DATA BLOCK
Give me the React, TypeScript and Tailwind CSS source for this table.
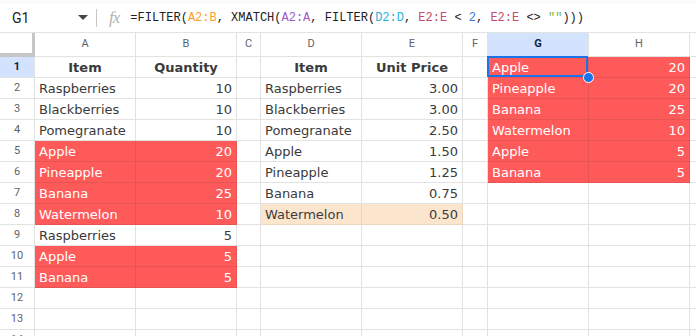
import React from 'react'

type Cell = { t?: string; bold?: boolean; right?: boolean; center?: boolean; fill?: 'red' | 'orange' }

const COLS = ['A', 'B', 'C', 'D', 'E', 'F', 'G', 'H', '']

const L = (t: string, fill?: 'red' | 'orange'): Cell => ({ t, fill })
const R = (t: string, fill?: 'red' | 'orange'): Cell => ({ t, right: true, fill })
const H = (t: string): Cell => ({ t, bold: true, center: true })
const E: Cell = {}

// rows 1..14, columns A..I
const ROWS: Cell[][] = [
  [H('Item'), H('Quantity'), E, H('Item'), H('Unit Price'), E, L('Apple', 'red'), R('20', 'red'), E],
  [L('Raspberries'), R('10'), E, L('Raspberries'), R('3.00'), E, L('Pineapple', 'red'), R('20', 'red'), E],
  [L('Blackberries'), R('10'), E, L('Blackberries'), R('3.00'), E, L('Banana', 'red'), R('25', 'red'), E],
  [L('Pomegranate'), R('10'), E, L('Pomegranate'), R('2.50'), E, L('Watermelon', 'red'), R('10', 'red'), E],
  [L('Apple', 'red'), R('20', 'red'), E, L('Apple'), R('1.50'), E, L('Apple', 'red'), R('5', 'red'), E],
  [L('Pineapple', 'red'), R('20', 'red'), E, L('Pineapple'), R('1.25'), E, L('Banana', 'red'), R('5', 'red'), E],
  [L('Banana', 'red'), R('25', 'red'), E, L('Banana'), R('0.75'), E, E, E, E],
  [L('Watermelon', 'red'), R('10', 'red'), E, L('Watermelon', 'orange'), R('0.50', 'orange'), E, E, E, E],
  [L('Raspberries'), R('5'), E, E, E, E, E, E, E],
  [L('Apple', 'red'), R('5', 'red'), E, E, E, E, E, E, E],
  [L('Banana', 'red'), R('5', 'red'), E, E, E, E, E, E, E],
  [E, E, E, E, E, E, E, E, E],
  [E, E, E, E, E, E, E, E, E],
  [E, E, E, E, E, E, E, E, E],
]

function DataCell({ c, selected }: { c: Cell; selected?: boolean }) {
  const bg =
    c.fill === 'red'
      ? 'bg-[#ff5a5a] text-white border-[#e85454]'
      : c.fill === 'orange'
        ? 'bg-[#fce5cd] text-[#3c3c3c] border-[#ecd6bf]'
        : 'bg-white text-[#3a3a3a] border-[#e2e2e2]'
  const align = c.center ? 'justify-center' : c.right ? 'justify-end' : 'justify-start'
  return (
    <div
      className={`relative h-[21px] flex items-center px-[4px] border-r border-b text-[13px] leading-none whitespace-nowrap ${bg} ${align} ${
        c.bold ? 'font-bold' : ''
      }`}
      style={{ fontFamily: '"DejaVu Sans", Verdana, sans-serif' }}
    >
      {c.t}
      {selected && (
        <>
          <div className="absolute -left-[1px] -top-[1px] right-0 bottom-0 border-2 border-[#1a73e8] pointer-events-none" />
          <div className="absolute -right-[6px] -bottom-[6px] w-[11px] h-[11px] rounded-full bg-[#1a73e8] border border-white z-10" />
        </>
      )}
    </div>
  )
}

export default function App() {
  return (
    <div
      className="w-[696px] h-[336px] overflow-hidden bg-white"
      style={{ fontFamily: 'Roboto, "Liberation Sans", sans-serif' }}
    >
      {/* formula bar */}
      <div className="h-[4px] bg-[#f9fbfd]" />
      <div className="h-[29px] flex items-center border-b border-[#e1e3e1] bg-white">
        <div className="w-[96px] flex items-center pl-[12px] pr-[8px]">
          <span className="text-[14px] text-[#202124]">G1</span>
          <svg className="ml-auto" width="10" height="6" viewBox="0 0 10 6">
            <path d="M0 0 L10 0 L5 5 Z" fill="#444746" />
          </svg>
        </div>
        <div className="w-px h-[18px] bg-[#c4c7c5]" />
        <span
          className="ml-[12px] text-[17px] italic text-[#b0b3b6] tracking-[-1px]"
          style={{ fontFamily: '"Liberation Serif", serif' }}
        >
          fx
        </span>
        <div
          className="ml-[11px] text-[12px] text-[#202124] whitespace-pre"
          style={{ fontFamily: '"Liberation Mono", "DejaVu Sans Mono", monospace' }}
        >
          =FILTER(<span className="text-[#f4a12a]">A2:B</span>, XMATCH(
          <span className="text-[#9c5bc4]">A2:A</span>, FILTER(<span className="text-[#2ab3d4]">D2:D</span>,{' '}
          <span className="text-[#c44a70]">E2:E</span> {'<'} <span className="text-[#3c78d8]">2</span>,{' '}
          <span className="text-[#c44a70]">E2:E</span> {'<>'} <span className="text-[#7cb342]">""</span>)))
        </div>
      </div>

      {/* sheet */}
      <div className="grid grid-cols-[35px_101px_101px_24px_101px_101px_25px_101px_101px_60px]">
        {/* column headers */}
        <div className="h-[24px] bg-white border-r-[3px] border-b-[4px] border-[#c4c7c5]" />
        {COLS.map((c) => (
          <div
            key={'h' + c}
            className={`h-[24px] flex items-center justify-center border-r border-b border-[#e1e3e1] text-[11px] ${
              c === 'G' ? 'bg-[#d3e3fd] text-[#0b1f44] font-bold' : 'bg-white text-[#5f6368]'
            }`}
          >
            {c}
          </div>
        ))}

        {ROWS.map((row, r) => (
          <React.Fragment key={r}>
            <div
              className={`h-[21px] flex items-center justify-center border-r border-b border-[#e1e3e1] text-[11px] ${
                r === 0 ? 'bg-[#d3e3fd] text-[#0b1f44] font-bold' : 'bg-white text-[#5f6368]'
              }`}
            >
              {r + 1}
            </div>
            {row.map((c, i) => (
              <DataCell key={i} c={c} selected={r === 0 && i === 6} />
            ))}
          </React.Fragment>
        ))}
      </div>
    </div>
  )
}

WRITTEN TASK
Give again, word for word, every line from the top of the data through the line with "const E: Cell", both ends included, and exclude the pictures.

WRITTEN ANSWER
Give me the React, TypeScript and Tailwind CSS source for this table.
import React from 'react'

type Cell = { t?: string; bold?: boolean; right?: boolean; center?: boolean; fill?: 'red' | 'orange' }

const COLS = ['A', 'B', 'C', 'D', 'E', 'F', 'G', 'H', '']

const L = (t: string, fill?: 'red' | 'orange'): Cell => ({ t, fill })
const R = (t: string, fill?: 'red' | 'orange'): Cell => ({ t, right: true, fill })
const H = (t: string): Cell => ({ t, bold: true, center: true })
const E: Cell = {}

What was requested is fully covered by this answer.